The Power of Less

Go Big or Go Bust: on Steve McQueen. And Me. And The Power of Less.

I have to interrupt this story of making my first 16mm feature (for under $80,000), of traveling with it to the competition at Sundance and to Berlin and thinking that I would then sit back and preside over a bidding war between hot indie distributors.  Please check back for that on Friday.  Today I’m burning to tell you what's going on right this minute.
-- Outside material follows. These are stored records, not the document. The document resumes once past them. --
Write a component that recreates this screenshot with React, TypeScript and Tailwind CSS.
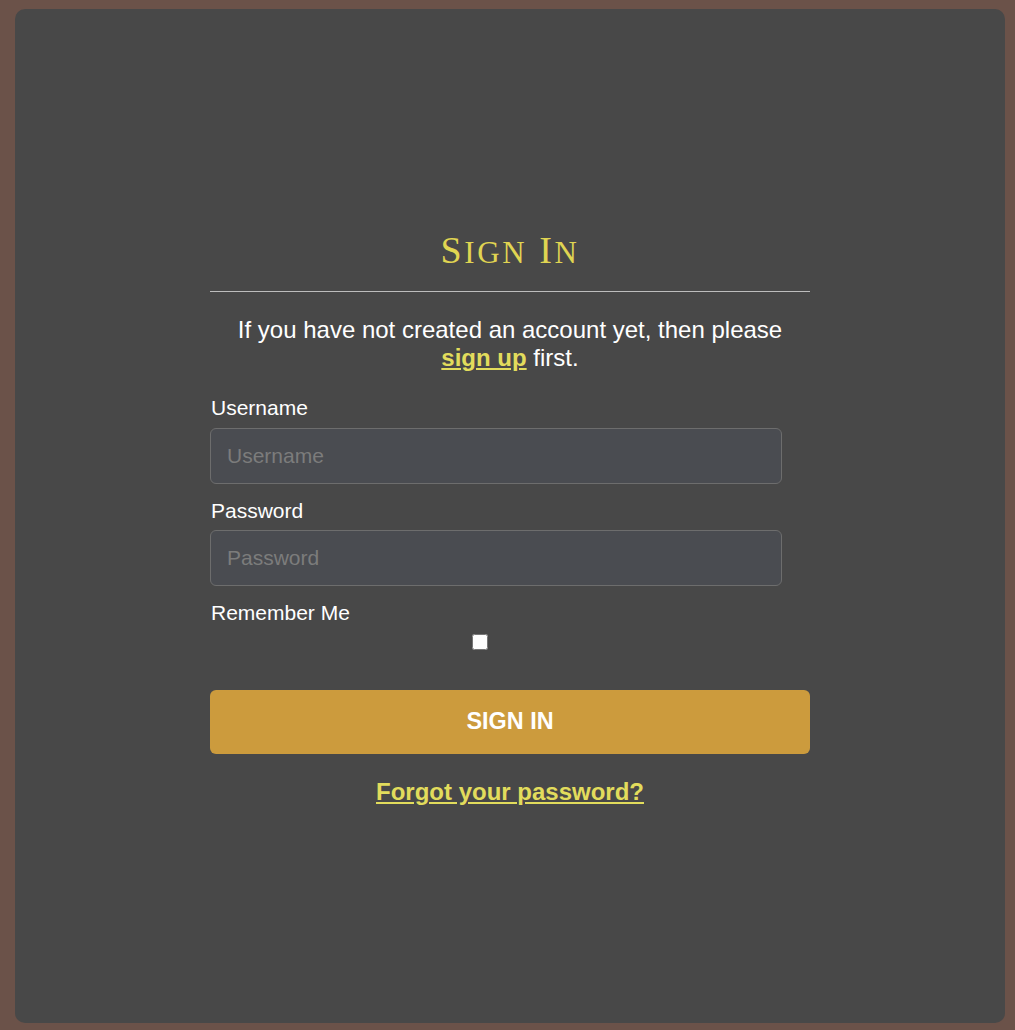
import React from "react";

export default function App() {
  return (
    <div
      className="w-[1015px] h-[1030px] bg-[#6b5249] pt-[9px] pl-[15px]"
      style={{ fontFamily: '"Liberation Sans", Arial, sans-serif' }}
    >
      <div className="w-[990px] h-[1014px] bg-[#484848] rounded-[10px] flex flex-col items-center pt-[219px]">
        <div className="w-[600px] flex flex-col">
          <h1
            className="h-[45px] text-center text-[38px] leading-[45px] text-[#e0d552] tracking-[2.6px] font-normal"
            style={{ fontFamily: '"Liberation Serif", "Times New Roman", serif' }}
          >
            S<span className="text-[31px] leading-none">IGN</span> I<span className="text-[31px] leading-none">N</span>
          </h1>
          <div className="mt-[18px] h-px bg-[#bdbdbd]" />
          <p className="mt-[24px] text-center text-[24px] leading-[28px] text-white px-[20px]">
            If you have not created an account yet, then please{" "}
            <a href="#" className="font-bold underline text-[#e2dc5c]">
              sign up
            </a>{" "}
            first.
          </p>
          <form className="flex flex-col mt-[24px]" onSubmit={(e) => e.preventDefault()}>
            <label className="pl-px text-[21px] leading-[24px] text-white">Username</label>
            <input
              type="text"
              placeholder="Username"
              className="mt-[8px] w-[572px] h-[56px] rounded-[6px] border border-[#6d6d6d] bg-[#4a4c51] pl-4 text-[21px] text-white placeholder:text-[#7c7c7c] outline-none"
            />
            <label className="pl-px mt-[15px] text-[21px] leading-[24px] text-white">Password</label>
            <input
              type="password"
              placeholder="Password"
              className="mt-[7px] w-[572px] h-[56px] rounded-[6px] border border-[#6d6d6d] bg-[#4a4c51] pl-4 text-[21px] text-white placeholder:text-[#7c7c7c] outline-none"
            />
            <label className="pl-px mt-[15px] text-[21px] leading-[24px] text-white">Remember Me</label>
            <div className="mt-[9px] h-[16px] flex">
              <input type="checkbox" className="m-0 ml-[262px] w-4 h-4" />
            </div>
            <button
              type="submit"
              className="mt-[40px] h-[64px] w-full rounded-[6px] bg-[#cc9b3d] text-white font-bold text-[23.4px] uppercase"
            >
              Sign In
            </button>
            <div className="mt-[24px] text-center">
              <a href="#" className="font-bold underline text-[24px] leading-[28px] text-[#e2dc5c]">
                Forgot your password?
              </a>
            </div>
          </form>
        </div>
      </div>
    </div>
  );
}
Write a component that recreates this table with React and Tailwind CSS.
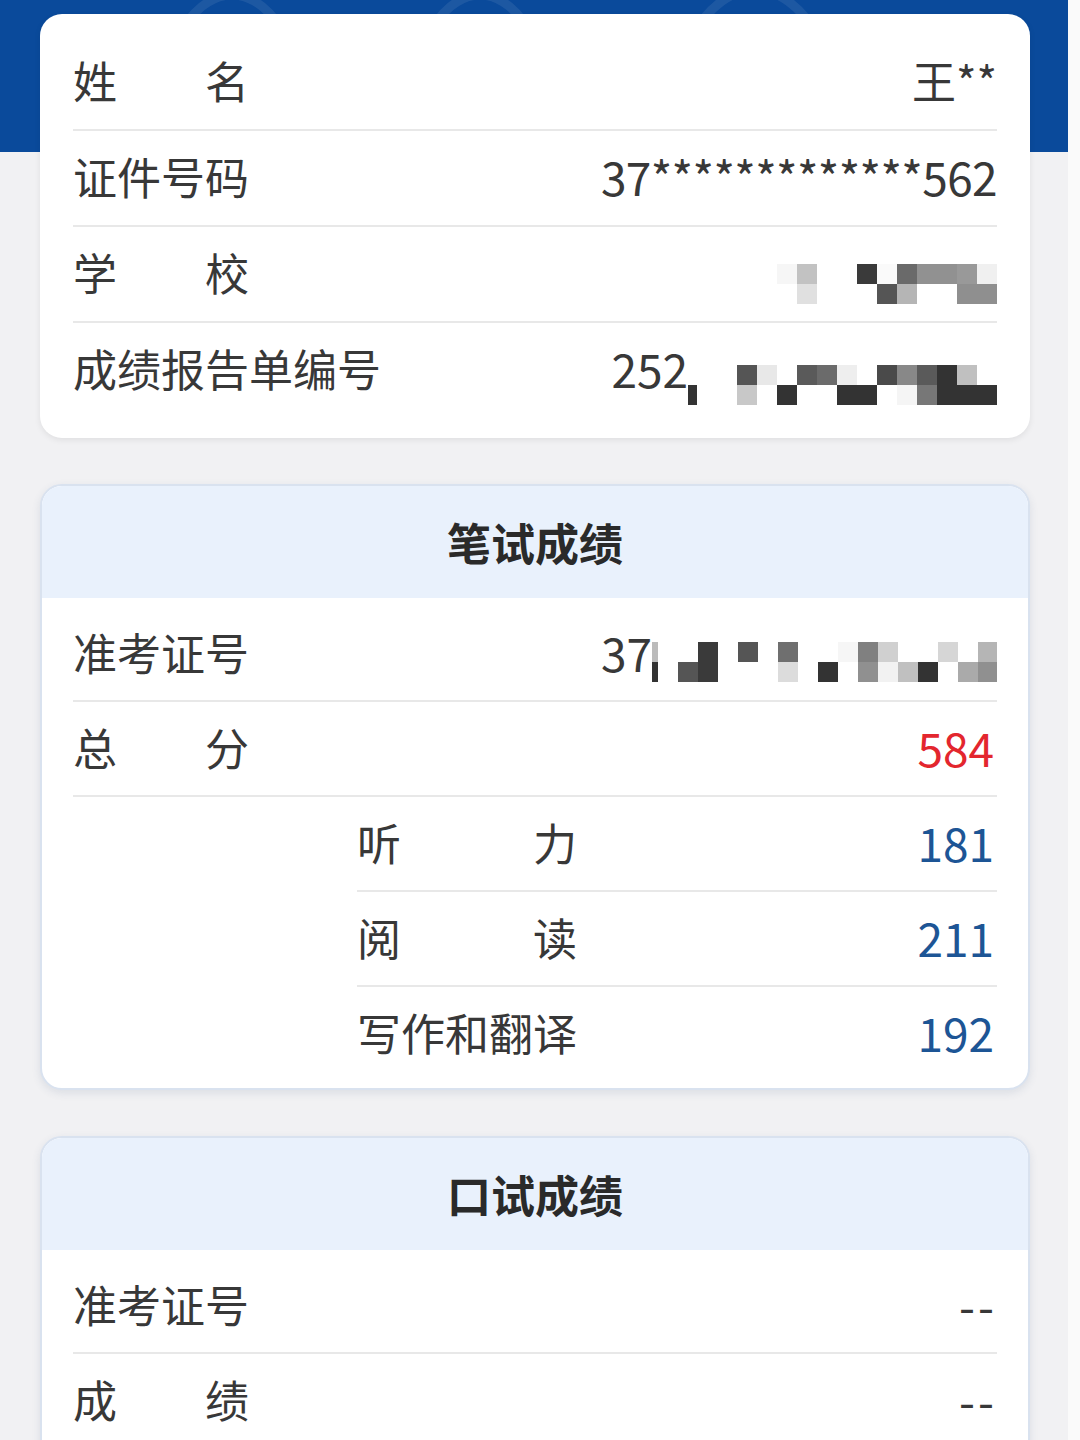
import React from "react";

const W = "bg-white";

// mosaic columns: [width, top cell, bottom cell]
const SCHOOL_MOSAIC = [
  ["w-[20px]", "bg-[#f6f6f6]", W],
  ["w-[20px]", "bg-[#c2c2c2]", "bg-[#e0e0e0]"],
  ["w-[20px]", W, W],
  ["w-[20px]", W, W],
  ["w-[20px]", "bg-[#3a3a3a]", W],
  ["w-[20px]", "bg-[#fafafa]", "bg-[#555555]"],
  ["w-[20px]", "bg-[#6a6a6a]", "bg-[#b5b5b5]"],
  ["w-[20px]", "bg-[#919191]", W],
  ["w-[20px]", "bg-[#919191]", W],
  ["w-[20px]", "bg-[#999999]", "bg-[#8f8f8f]"],
  ["w-[20px]", "bg-[#f0f0f0]", "bg-[#8f8f8f]"],
];

const REPORT_MOSAIC = [
  ["w-[20px]", "bg-[#555555]", "bg-[#c8c8c8]"],
  ["w-[20px]", "bg-[#e8e8e8]", W],
  ["w-[20px]", W, "bg-[#333333]"],
  ["w-[20px]", "bg-[#5a5a5a]", W],
  ["w-[20px]", "bg-[#6b6b6b]", W],
  ["w-[20px]", "bg-[#eeeeee]", "bg-[#333333]"],
  ["w-[20px]", W, "bg-[#333333]"],
  ["w-[20px]", "bg-[#4a4a4a]", W],
  ["w-[20px]", "bg-[#888888]", "bg-[#f5f5f5]"],
  ["w-[20px]", "bg-[#5a5a5a]", "bg-[#777777]"],
  ["w-[20px]", "bg-[#333333]", "bg-[#333333]"],
  ["w-[20px]", "bg-[#c0c0c0]", "bg-[#333333]"],
  ["w-[20px]", W, "bg-[#333333]"],
];

const TICKET_MOSAIC = [
  ["w-[20px]", W, "bg-[#555555]"],
  ["w-[20px]", "bg-[#3a3a3a]", "bg-[#3a3a3a]"],
  ["w-[20px]", W, W],
  ["w-[20px]", "bg-[#555555]", W],
  ["w-[20px]", W, W],
  ["w-[20px]", "bg-[#6f6f6f]", "bg-[#dcdcdc]"],
  ["w-[20px]", W, W],
  ["w-[20px]", W, "bg-[#333333]"],
  ["w-[20px]", "bg-[#f6f6f6]", W],
  ["w-[20px]", "bg-[#808080]", "bg-[#909090]"],
  ["w-[20px]", "bg-[#d0d0d0]", "bg-[#f2f2f2]"],
  ["w-[20px]", W, "bg-[#c0c0c0]"],
  ["w-[20px]", W, "bg-[#333333]"],
  ["w-[20px]", "bg-[#d6d6d6]", W],
  ["w-[20px]", W, "bg-[#aaaaaa]"],
  ["w-[19px]", "bg-[#b5b5b5]", "bg-[#909090]"],
];

function Mosaic({ cols, className = "" }) {
  return (
    <div className={`flex ${className}`}>
      {cols.map(([w, top, bottom], i) => (
        <div key={i} className={`flex flex-col ${w}`}>
          <div className={`h-[20px] ${top}`} />
          <div className={`h-[20px] ${bottom}`} />
        </div>
      ))}
    </div>
  );
}

function Label({ chars, width = "w-[176px]" }) {
  if (chars.length === 2) {
    return (
      <div className={`flex justify-between ${width}`}>
        <span>{chars[0]}</span>
        <span>{chars[1]}</span>
      </div>
    );
  }
  return <span>{chars}</span>;
}

function Row({ label, children, last, h = "h-[95px]", labelWidth }) {
  return (
    <div
      className={`flex items-center justify-between pb-[4px] ${h} ${last ? "" : "border-b-2 border-[#e8e8e8]"}`}
    >
      <Label chars={label} width={labelWidth} />
      <div className="flex items-center">{children}</div>
    </div>
  );
}

function Card({ title, children, pb = "pb-[8px]" }) {
  return (
    <div className="overflow-hidden rounded-[22px] border-2 border-[#d9e2ef] bg-white shadow-[0_3px_8px_rgba(60,80,120,0.12)]">
      <div className="flex h-[112px] items-center justify-center bg-[#e9f1fc] text-[44px] font-bold leading-none text-[#2a2a2a]">
        {title}
      </div>
      <div className={`px-[31px] pt-[9px] ${pb}`}>{children}</div>
    </div>
  );
}

function BandPattern() {
  return (
    <svg className="absolute inset-0 h-full w-full" viewBox="0 0 1068 152" fill="none">
      <g stroke="#ffffff" strokeOpacity="0.08" strokeWidth="9">
        <ellipse cx="232" cy="160" rx="82" ry="165" />
        <ellipse cx="480" cy="160" rx="80" ry="165" />
        <ellipse cx="755" cy="150" rx="90" ry="160" />
      </g>
    </svg>
  );
}

export default function App() {
  return (
    <div className="flex h-[1440px] overflow-hidden bg-[#fafafa] font-['Noto_Sans_CJK_SC','Noto_Sans',sans-serif] text-[44px] leading-none text-[#383838]">
      <div className="relative w-[1068px] bg-[#f1f1f3]">
        <div className="absolute inset-x-0 top-0 h-[152px] overflow-hidden bg-[#0a4a9b]">
          <BandPattern />
        </div>

        <div className="relative ml-[40px] flex w-[990px] flex-col gap-[46px] pt-[14px]">
          {/* 个人信息 */}
          <div className="rounded-[22px] bg-white px-[33px] py-[21px] shadow-[0_2px_6px_rgba(0,0,0,0.08)]">
            <Row label="姓名" h="h-[96px]">
              <span>王**</span>
            </Row>
            <Row label="证件号码" h="h-[96px]">
              <span className="text-[46px] tracking-[-0.6px]">37*************562</span>
            </Row>
            <Row label="学校" h="h-[96px]">
              <Mosaic cols={SCHOOL_MOSAIC} className="mt-[24px]" />
            </Row>
            <Row label="成绩报告单编号" h="h-[94px]" last>
              <span className="text-[46px]">252</span>
              <div className="mt-[34px] flex flex-col">
                <div className="h-[20px] w-[9px] bg-white" />
                <div className="h-[20px] w-[9px] bg-[#333333]" />
              </div>
              <div className="w-[40px]" />
              <Mosaic cols={REPORT_MOSAIC} className="mt-[34px]" />
            </Row>
          </div>

          {/* 笔试成绩 */}
          <Card title="笔试成绩">
            <Row label="准考证号">
              <span className="text-[46px]">37</span>
              <div className="mt-[20px] flex flex-col">
                <div className="h-[20px] w-[6px] bg-[#bbbbbb]" />
                <div className="h-[20px] w-[6px] bg-[#333333]" />
              </div>
              <div className="w-[20px]" />
              <Mosaic cols={TICKET_MOSAIC} className="mt-[20px]" />
            </Row>
            <Row label="总分">
              <span className="mr-[3px] text-[46px] text-[#e3262e]">584</span>
            </Row>
            <div className="ml-[284px]">
              <Row label="听力" labelWidth="w-[220px]">
                <span className="mr-[3px] text-[46px] text-[#1d5595]">181</span>
              </Row>
              <Row label="阅读" labelWidth="w-[220px]">
                <span className="mr-[3px] text-[46px] text-[#1d5595]">211</span>
              </Row>
              <Row label="写作和翻译" h="h-[93px]" last>
                <span className="mr-[3px] text-[46px] text-[#1d5595]">192</span>
              </Row>
            </div>
          </Card>

          {/* 口试成绩 */}
          <Card title="口试成绩" pb="pb-[40px]">
            <Row label="准考证号">
              <span className="text-[46px] tracking-[3px]">--</span>
            </Row>
            <Row label="成绩" h="h-[93px]" last>
              <span className="text-[46px] tracking-[3px]">--</span>
            </Row>
          </Card>
        </div>
      </div>
    </div>
  );
}
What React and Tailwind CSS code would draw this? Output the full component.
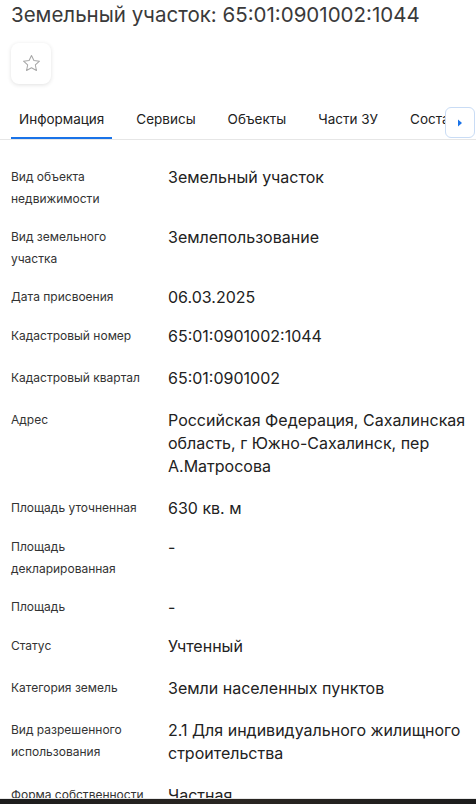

For the past couple of months, I’ve been practicing a new form of meditation.  Inspired by The Power of Less a book which my friend and collaborator Victoria Trestrail sent (written by the same guy who has the wildly popular blog Zen Habits) I’ve been doing an eating meditation.  Instead of my bad old ways of eating at my desk and chewing as I continue to work, I’ve been sitting at tables with and without other people and keeping the focus on the moment.  I love to eat.  I never make time to meditate.  This is a win win situation.  I’ve been surprised at my ability to stick with this.  It feels like the foundation of a new way of living and I’ve been feeling a calm and a focus and a peace I’ve rarely known … until a few days ago.  Suddenly, I’m eating at my desk again.  I run up and down to the basement throwing in loads of laundry as I chew and then back to the computer.  “I have to!  I’ve got to get this finished!”   And I don’t seem to be able to get my inner bull back into its pen.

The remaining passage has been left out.